Bu arada bir cümle de Rus uçağı düşürüldükten sonra “Türk Rus ilişkilerinde ciddi sonuçları olur” diyenlere gelsin.
İsrail’e “One Minute” derken de aynı söylemde bulunmuştunuz. “İsrail bunu affetmez, bittik biz” demiştiniz. İsrail, tarihinde yapmadığı bir şeyi yapmış Türkiye’den özür dilemişti diye hatırlıyorum. Yoksa hafızam beni yanıtlıyor mu?
Yeni Kabine
Vatana millete hayırlı olsun. 18 tecrübeli bakan ve 8 yeni isimle Başbakan Davutoğlu 64. Hükümetin onayını Cumhurbaşkanı Erdoğan’dan aldı.
Eski isimleri zaten biliyoruz. Son 13 yıldır yaptıklarına şahidiz.
Yeni isimlerle birlikte Türkiye’yi 2023’e taşıyacak bu hükümetin başarılı olacağına inanıyorum.
Tabi tersini düşünenler, bir garip hesabı olanlar, kabine kurulmadan önce iki konuda yazıp çizmeye, akıl vermeye başlamışlardı bile.
O konulardan biri Ali Babacan’ın ekonomiden sorumlu olup olmayacağıydı. Hatta daha ileri gidip “Babacan Bakan olmazsa Türkiye çok sıkıntı çeker” bile dediler.
Ayıptır.
Babacan olmazsa ekonominin çökeceğini iddia etmek, öncellikle Babacan’a hakarettir. Devlette devamın esas olmadığı iddiasıdır ki Babacan’a sorsalar o da reddederdi bu durumu.
İkinci mesele Enerji Bakanı olan Berat Albayrak’la ilgili.
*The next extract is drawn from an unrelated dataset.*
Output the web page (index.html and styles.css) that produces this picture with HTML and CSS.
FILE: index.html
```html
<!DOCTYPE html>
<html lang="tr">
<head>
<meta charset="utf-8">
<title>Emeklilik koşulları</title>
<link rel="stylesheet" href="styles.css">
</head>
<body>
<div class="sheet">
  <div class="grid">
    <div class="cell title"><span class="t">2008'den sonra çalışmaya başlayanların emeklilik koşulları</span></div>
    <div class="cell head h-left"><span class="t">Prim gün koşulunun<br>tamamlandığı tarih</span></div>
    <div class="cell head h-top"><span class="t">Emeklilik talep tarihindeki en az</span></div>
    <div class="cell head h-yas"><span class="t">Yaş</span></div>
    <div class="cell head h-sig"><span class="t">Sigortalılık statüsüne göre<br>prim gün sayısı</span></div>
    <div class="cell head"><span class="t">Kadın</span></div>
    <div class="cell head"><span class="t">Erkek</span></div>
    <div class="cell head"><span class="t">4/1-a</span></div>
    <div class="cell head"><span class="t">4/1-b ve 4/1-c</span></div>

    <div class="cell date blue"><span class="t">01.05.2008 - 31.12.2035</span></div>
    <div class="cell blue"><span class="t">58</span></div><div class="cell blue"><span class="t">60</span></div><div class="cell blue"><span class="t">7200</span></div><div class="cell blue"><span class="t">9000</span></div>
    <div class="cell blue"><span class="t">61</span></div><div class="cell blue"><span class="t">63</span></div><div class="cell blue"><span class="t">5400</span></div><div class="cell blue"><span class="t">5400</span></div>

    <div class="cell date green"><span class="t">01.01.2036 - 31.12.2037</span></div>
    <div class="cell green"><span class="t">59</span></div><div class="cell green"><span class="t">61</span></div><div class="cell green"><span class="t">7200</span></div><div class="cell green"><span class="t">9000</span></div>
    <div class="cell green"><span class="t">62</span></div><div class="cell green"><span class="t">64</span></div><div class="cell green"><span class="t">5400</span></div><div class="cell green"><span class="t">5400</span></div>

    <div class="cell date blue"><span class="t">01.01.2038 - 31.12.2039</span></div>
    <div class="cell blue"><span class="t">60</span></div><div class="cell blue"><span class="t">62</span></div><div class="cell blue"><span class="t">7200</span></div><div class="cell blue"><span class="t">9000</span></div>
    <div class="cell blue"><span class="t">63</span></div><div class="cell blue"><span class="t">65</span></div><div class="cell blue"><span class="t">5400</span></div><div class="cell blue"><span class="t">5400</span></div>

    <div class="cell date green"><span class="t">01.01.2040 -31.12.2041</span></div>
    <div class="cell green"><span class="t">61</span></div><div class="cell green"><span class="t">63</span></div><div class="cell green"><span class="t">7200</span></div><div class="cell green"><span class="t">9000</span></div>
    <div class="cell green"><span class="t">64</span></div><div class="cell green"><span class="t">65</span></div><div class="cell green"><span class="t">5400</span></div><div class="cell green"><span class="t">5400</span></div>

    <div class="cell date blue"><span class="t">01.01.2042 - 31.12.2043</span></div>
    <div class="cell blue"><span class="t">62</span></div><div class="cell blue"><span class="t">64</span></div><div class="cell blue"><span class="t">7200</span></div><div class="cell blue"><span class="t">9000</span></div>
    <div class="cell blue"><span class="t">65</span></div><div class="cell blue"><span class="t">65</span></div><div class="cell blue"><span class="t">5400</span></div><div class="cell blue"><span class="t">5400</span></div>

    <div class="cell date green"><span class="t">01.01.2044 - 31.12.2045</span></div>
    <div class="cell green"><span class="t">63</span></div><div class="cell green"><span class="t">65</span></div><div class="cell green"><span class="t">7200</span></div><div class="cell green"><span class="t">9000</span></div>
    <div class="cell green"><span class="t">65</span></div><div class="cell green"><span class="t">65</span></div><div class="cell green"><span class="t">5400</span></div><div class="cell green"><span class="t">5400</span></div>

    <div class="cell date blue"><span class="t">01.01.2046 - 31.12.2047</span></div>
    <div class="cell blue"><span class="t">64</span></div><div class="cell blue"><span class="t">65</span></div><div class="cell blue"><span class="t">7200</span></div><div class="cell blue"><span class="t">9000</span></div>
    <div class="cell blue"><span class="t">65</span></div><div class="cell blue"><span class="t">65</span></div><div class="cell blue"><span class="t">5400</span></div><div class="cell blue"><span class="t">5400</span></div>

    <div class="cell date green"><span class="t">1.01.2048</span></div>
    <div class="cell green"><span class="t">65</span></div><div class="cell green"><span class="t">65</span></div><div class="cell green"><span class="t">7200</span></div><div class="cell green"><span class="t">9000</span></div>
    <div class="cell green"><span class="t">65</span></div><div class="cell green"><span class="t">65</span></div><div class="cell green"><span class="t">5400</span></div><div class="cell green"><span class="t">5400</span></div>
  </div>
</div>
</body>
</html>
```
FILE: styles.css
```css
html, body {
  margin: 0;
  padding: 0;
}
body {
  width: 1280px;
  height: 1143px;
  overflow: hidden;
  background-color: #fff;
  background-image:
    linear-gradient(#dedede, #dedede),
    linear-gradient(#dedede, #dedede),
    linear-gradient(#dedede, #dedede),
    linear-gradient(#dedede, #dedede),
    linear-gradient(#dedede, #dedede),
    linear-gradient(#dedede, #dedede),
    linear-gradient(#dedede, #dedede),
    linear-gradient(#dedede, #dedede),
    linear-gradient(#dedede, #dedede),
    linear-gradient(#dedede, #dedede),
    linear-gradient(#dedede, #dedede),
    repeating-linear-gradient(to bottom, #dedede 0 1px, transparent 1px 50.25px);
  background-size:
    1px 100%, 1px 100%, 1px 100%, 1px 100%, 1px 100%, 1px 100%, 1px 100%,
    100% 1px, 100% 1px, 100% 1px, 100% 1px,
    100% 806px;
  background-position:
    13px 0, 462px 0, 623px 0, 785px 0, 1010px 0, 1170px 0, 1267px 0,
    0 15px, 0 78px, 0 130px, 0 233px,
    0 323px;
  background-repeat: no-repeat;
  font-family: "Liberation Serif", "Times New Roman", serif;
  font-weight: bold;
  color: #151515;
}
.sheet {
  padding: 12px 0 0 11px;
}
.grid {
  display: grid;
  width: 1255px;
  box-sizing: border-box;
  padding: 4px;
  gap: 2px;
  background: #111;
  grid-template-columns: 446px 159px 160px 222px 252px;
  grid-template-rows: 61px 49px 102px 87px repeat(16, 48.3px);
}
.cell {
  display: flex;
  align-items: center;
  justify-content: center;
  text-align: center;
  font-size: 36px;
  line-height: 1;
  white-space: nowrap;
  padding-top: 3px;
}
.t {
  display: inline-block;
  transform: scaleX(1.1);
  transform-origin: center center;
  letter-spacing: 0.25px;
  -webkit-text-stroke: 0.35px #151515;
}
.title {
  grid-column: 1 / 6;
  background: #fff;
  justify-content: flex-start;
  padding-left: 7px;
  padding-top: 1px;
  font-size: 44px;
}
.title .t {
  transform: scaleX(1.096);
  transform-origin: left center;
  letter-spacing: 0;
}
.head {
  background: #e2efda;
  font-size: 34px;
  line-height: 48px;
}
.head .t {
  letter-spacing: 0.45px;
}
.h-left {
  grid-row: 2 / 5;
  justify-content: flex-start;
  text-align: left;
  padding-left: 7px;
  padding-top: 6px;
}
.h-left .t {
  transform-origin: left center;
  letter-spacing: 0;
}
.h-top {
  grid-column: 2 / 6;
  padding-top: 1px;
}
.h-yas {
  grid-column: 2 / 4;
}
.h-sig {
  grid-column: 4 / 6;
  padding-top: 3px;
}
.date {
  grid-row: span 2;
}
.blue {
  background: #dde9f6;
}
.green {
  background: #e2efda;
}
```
Bakan olmaması için türlü hamleler yapanların en büyük argümanı Albayrak’ın Erdoğan’ın damadı olmasıydı. Yani Albayrak’ın Türkiye’nin köklü üniversitelerinden birinde okuması, tahsilini yurtdışında sürdürmesi, yine Türkiye’nin en büyük şirketlerinden birinin başında yönetici olması hiç mi hiç önemli değildi onlar için. Üstelik o yöneticiliğinde sorumlu olduğu alan bugün bakan olarak görevlendirildiği makama da birebir örtüşüyor olması onları bir türlü ikna edemedi. Bile isteye görmediler, görmek istemediler.
Buradan vuramayınca “genç” olmasını dillerine doladılar. Oysa aynı isimler Erdoğan Babacan’ı 32 yaşında ekonominin dümenine getirdiğinde hiçbir şey dememişlerdi.
Diyeceğim o ki bu dedikoducuları ciddiye almamayı sürdürmek gerekiyor. Çünkü tutarlı hiçbir söylemleri yok. Hala yok.